§ **What to work on**: Which lines contain the string "that"? Please list every one of them.

§ **Given records**:
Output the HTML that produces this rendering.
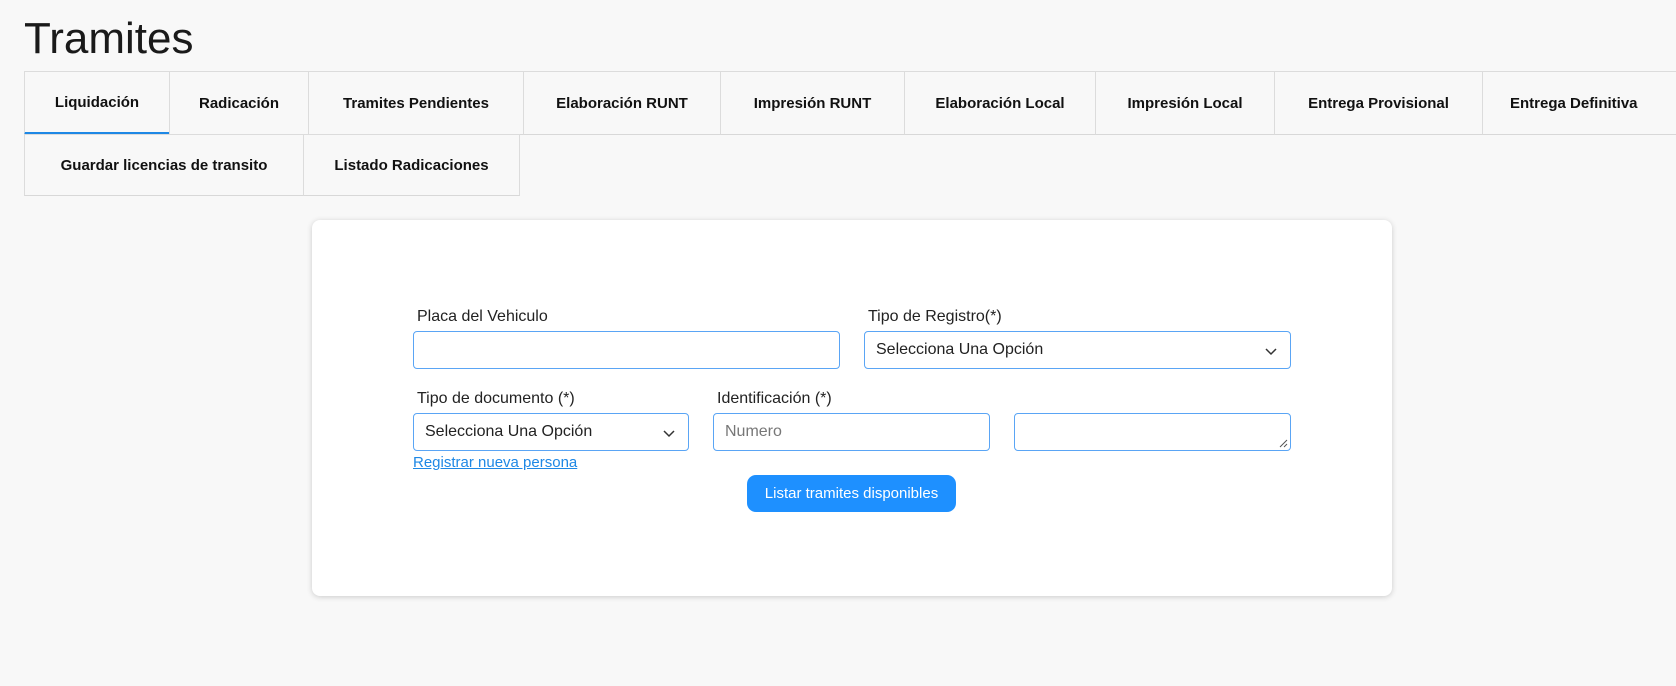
<!DOCTYPE html>
<html><head><meta charset="utf-8"><style>
*{box-sizing:border-box;margin:0;padding:0}
body{width:1676px;height:686px;background:#f8f8f8;font-family:"Liberation Sans",sans-serif;color:#212529;position:relative;overflow:hidden}
h1{position:absolute;left:24px;top:14px;font-size:44px;font-weight:400;color:#1a1a1a}
.tab{position:absolute;height:64px;border:1px solid #dcdcdc;border-bottom:1px solid #d8d8d8;display:flex;align-items:center;justify-content:center;font-weight:bold;font-size:15px;color:#111}
.tab.r2{height:62px}
.act{border-bottom:3px solid #1e88e5}
.card{position:absolute;left:312px;top:220px;width:1080px;height:376px;background:#fff;border-radius:8px;box-shadow:0 1px 6px rgba(0,0,0,.18)}
.lbl{position:absolute;font-size:16px;color:#222}
.in{position:absolute;height:38px;border:1px solid #5aa5f5;border-radius:4px;background:#fff;font-size:16px;display:flex;align-items:center;padding-left:11px;color:#222}
.chev{position:absolute;right:12px;top:12px}
a{position:absolute;left:413px;top:454px;font-size:15px;color:#1e88e5;text-decoration:underline}
.btn{position:absolute;left:747px;top:475px;width:209px;height:37px;background:#1e90ff;border-radius:9px;color:#fff;font-size:15px;display:flex;align-items:center;justify-content:center}
</style></head><body>
<h1>Tramites</h1>
<div class="tab act" style="left:24px;top:71px;width:146px">Liquidación</div>
<div class="tab" style="left:169px;top:71px;width:140px">Radicación</div>
<div class="tab" style="left:308px;top:71px;width:216px">Tramites Pendientes</div>
<div class="tab" style="left:523px;top:71px;width:198px">Elaboración RUNT</div>
<div class="tab" style="left:720px;top:71px;width:185px">Impresión RUNT</div>
<div class="tab" style="left:904px;top:71px;width:192px">Elaboración Local</div>
<div class="tab" style="left:1095px;top:71px;width:180px">Impresión Local</div>
<div class="tab" style="left:1274px;top:71px;width:209px">Entrega Provisional</div>
<div class="tab" style="left:1482px;top:71px;width:200px;justify-content:flex-start;padding-left:27px">Entrega Definitiva</div>
<div class="tab r2" style="left:24px;top:134px;width:280px">Guardar licencias de transito</div>
<div class="tab r2" style="left:303px;top:134px;width:217px">Listado Radicaciones</div>
<div class="card"></div>
<div class="lbl" style="left:417px;top:308px">Placa del Vehiculo</div>
<div class="in" style="left:413px;top:331px;width:427px"></div>
<div class="lbl" style="left:868px;top:308px">Tipo de Registro(*)</div>
<div class="in" style="left:864px;top:331px;width:427px">Selecciona Una Opción<svg class="chev" width="14" height="14" viewBox="0 0 14 14"><path d="M2 5l5 5 5-5" fill="none" stroke="#333" stroke-width="1.5"/></svg></div>
<div class="lbl" style="left:417px;top:390px">Tipo de documento (*)</div>
<div class="in" style="left:413px;top:413px;width:276px">Selecciona Una Opción<svg class="chev" width="14" height="14" viewBox="0 0 14 14"><path d="M2 5l5 5 5-5" fill="none" stroke="#333" stroke-width="1.5"/></svg></div>
<div class="lbl" style="left:717px;top:390px">Identificación (*)</div>
<div class="in" style="left:713px;top:413px;width:277px;color:#777">Numero</div>
<div class="in" style="left:1014px;top:413px;width:277px"><svg style="position:absolute;right:2px;bottom:2px" width="9" height="9"><path d="M1 8L8 1M5 8L8 5" stroke="#555"/></svg></div>
<a>Registrar nueva persona</a>
<div class="btn">Listar tramites disponibles</div>
</body></html>
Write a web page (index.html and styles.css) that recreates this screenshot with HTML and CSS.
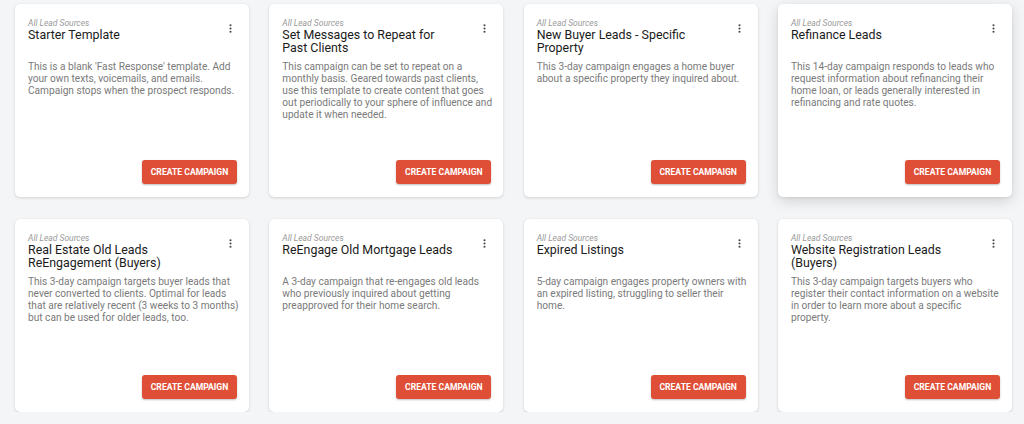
FILE: index.html
```html
<!DOCTYPE html>
<html lang="en">
<head>
<meta charset="utf-8">
<title>Campaign Templates</title>
<link rel="stylesheet" href="styles.css">
</head>
<body>
<div class="grid">
  <div class="card">
    <div class="head">
      <div class="titles">
        <div class="source">All Lead Sources</div>
        <div class="title">Starter Template</div>
      </div>
      <svg class="more" viewBox="0 0 24 24"><circle cx="12" cy="5" r="2.3"/><circle cx="12" cy="12" r="2.3"/><circle cx="12" cy="19" r="2.3"/></svg>
    </div>
    <p class="desc">This is a blank 'Fast Response' template. Add your own texts, voicemails, and emails. Campaign stops when the prospect responds.</p>
    <div class="actions"><button class="btn">CREATE CAMPAIGN</button></div>
  </div>
  <div class="card">
    <div class="head">
      <div class="titles">
        <div class="source">All Lead Sources</div>
        <div class="title">Set Messages to Repeat for Past Clients</div>
      </div>
      <svg class="more" viewBox="0 0 24 24"><circle cx="12" cy="5" r="2.3"/><circle cx="12" cy="12" r="2.3"/><circle cx="12" cy="19" r="2.3"/></svg>
    </div>
    <p class="desc">This campaign can be set to repeat on a monthly basis. Geared towards past clients, use this template to create content that goes out periodically to your sphere of influence and update it when needed.</p>
    <div class="actions"><button class="btn">CREATE CAMPAIGN</button></div>
  </div>
  <div class="card">
    <div class="head">
      <div class="titles">
        <div class="source">All Lead Sources</div>
        <div class="title">New Buyer Leads - Specific Property</div>
      </div>
      <svg class="more" viewBox="0 0 24 24"><circle cx="12" cy="5" r="2.3"/><circle cx="12" cy="12" r="2.3"/><circle cx="12" cy="19" r="2.3"/></svg>
    </div>
    <p class="desc">This 3-day campaign engages a home buyer about a specific property they inquired about.</p>
    <div class="actions"><button class="btn">CREATE CAMPAIGN</button></div>
  </div>
  <div class="card card-hover">
    <div class="head">
      <div class="titles">
        <div class="source">All Lead Sources</div>
        <div class="title">Refinance Leads</div>
      </div>
      <svg class="more" viewBox="0 0 24 24"><circle cx="12" cy="5" r="2.3"/><circle cx="12" cy="12" r="2.3"/><circle cx="12" cy="19" r="2.3"/></svg>
    </div>
    <p class="desc">This 14-day campaign responds to leads who request information about refinancing their home loan, or leads generally interested in refinancing and rate quotes.</p>
    <div class="actions"><button class="btn">CREATE CAMPAIGN</button></div>
  </div>
  <div class="card">
    <div class="head">
      <div class="titles">
        <div class="source">All Lead Sources</div>
        <div class="title">Real Estate Old Leads ReEngagement (Buyers)</div>
      </div>
      <svg class="more" viewBox="0 0 24 24"><circle cx="12" cy="5" r="2.3"/><circle cx="12" cy="12" r="2.3"/><circle cx="12" cy="19" r="2.3"/></svg>
    </div>
    <p class="desc">This 3-day campaign targets buyer leads that never converted to clients. Optimal for leads that are relatively recent (3 weeks to 3 months) but can be used for older leads, too.</p>
    <div class="actions"><button class="btn">CREATE CAMPAIGN</button></div>
  </div>
  <div class="card">
    <div class="head">
      <div class="titles">
        <div class="source">All Lead Sources</div>
        <div class="title">ReEngage Old Mortgage Leads</div>
      </div>
      <svg class="more" viewBox="0 0 24 24"><circle cx="12" cy="5" r="2.3"/><circle cx="12" cy="12" r="2.3"/><circle cx="12" cy="19" r="2.3"/></svg>
    </div>
    <p class="desc">A 3-day campaign that re-engages old leads who previously inquired about getting preapproved for their home search.</p>
    <div class="actions"><button class="btn">CREATE CAMPAIGN</button></div>
  </div>
  <div class="card">
    <div class="head">
      <div class="titles">
        <div class="source">All Lead Sources</div>
        <div class="title">Expired Listings</div>
      </div>
      <svg class="more" viewBox="0 0 24 24"><circle cx="12" cy="5" r="2.3"/><circle cx="12" cy="12" r="2.3"/><circle cx="12" cy="19" r="2.3"/></svg>
    </div>
    <p class="desc">5-day campaign engages property owners with an expired listing, struggling to seller their home.</p>
    <div class="actions"><button class="btn">CREATE CAMPAIGN</button></div>
  </div>
  <div class="card">
    <div class="head">
      <div class="titles">
        <div class="source">All Lead Sources</div>
        <div class="title">Website Registration Leads (Buyers)</div>
      </div>
      <svg class="more" viewBox="0 0 24 24"><circle cx="12" cy="5" r="2.3"/><circle cx="12" cy="12" r="2.3"/><circle cx="12" cy="19" r="2.3"/></svg>
    </div>
    <p class="desc">This 3-day campaign targets buyers who register their contact information on a website in order to learn more about a specific property.</p>
    <div class="actions"><button class="btn">CREATE CAMPAIGN</button></div>
  </div>
</div>
</body>
</html>
```
FILE: styles.css
```css
html, body {
  margin: 0;
  padding: 0;
  background: #f4f5f7;
  font-family: Roboto, "Liberation Sans", Arial, sans-serif;
}
.grid {
  display: grid;
  grid-template-columns: repeat(4, 234px);
  grid-auto-rows: 193px;
  column-gap: 20.33px;
  row-gap: 22px;
  padding: 4px 0 0 15px;
}
.card {
  background: #fff;
  border-radius: 5px;
  box-shadow: 0 1px 3px rgba(0, 0, 0, 0.14), 0 0 1px rgba(0, 0, 0, 0.06);
  display: flex;
  flex-direction: column;
  padding: 14px 12px 13px 13px;
  box-sizing: border-box;
}
.card-hover {
  box-shadow: 0 4px 14px rgba(0, 0, 0, 0.14), 0 1px 3px rgba(0, 0, 0, 0.08);
}
.head {
  display: flex;
  align-items: flex-start;
}
.titles {
  flex: 1;
  min-width: 0;
}
.source {
  font-size: 8.5px;
  line-height: 10px;
  font-style: italic;
  color: #9a9a9a;
}
.title {
  font-size: 12.4px;
  line-height: 13px;
  color: #1b1b1b;
  min-height: 26px;
  padding-right: 25px;
}
.more {
  width: 11px;
  height: 11px;
  fill: #4a4a4a;
  margin: 5px 1px 0 0;
  flex: none;
}
.desc {
  margin: 7px -3.5px 0 0;
  font-size: 10.15px;
  line-height: 12px;
  color: #7a7a7a;
}
.actions {
  margin-top: auto;
  display: flex;
  justify-content: flex-end;
}
.btn {
  width: 95px;
  height: 24px;
  border: none;
  border-radius: 3px;
  background: #df4f37;
  color: #fff;
  font-family: Roboto, "Liberation Sans", Arial, sans-serif;
  font-size: 8.6px;
  font-weight: 700;
  letter-spacing: 0;
  padding: 0;
  box-shadow: 0 1px 2px rgba(0, 0, 0, 0.25);
  cursor: pointer;
}
```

§ **Exercise output**:
Output the HTML that produces this rendering.
Write a web page (index.html and styles.css) that recreates this screenshot with HTML and CSS.
    <p class="desc">This campaign can be set to repeat on a monthly basis. Geared towards past clients, use this template to create content that goes out periodically to your sphere of influence and update it when needed.</p>
    <p class="desc">This 3-day campaign targets buyer leads that never converted to clients. Optimal for leads that are relatively recent (3 weeks to 3 months) but can be used for older leads, too.</p>
    <p class="desc">A 3-day campaign that re-engages old leads who previously inquired about getting preapproved for their home search.</p>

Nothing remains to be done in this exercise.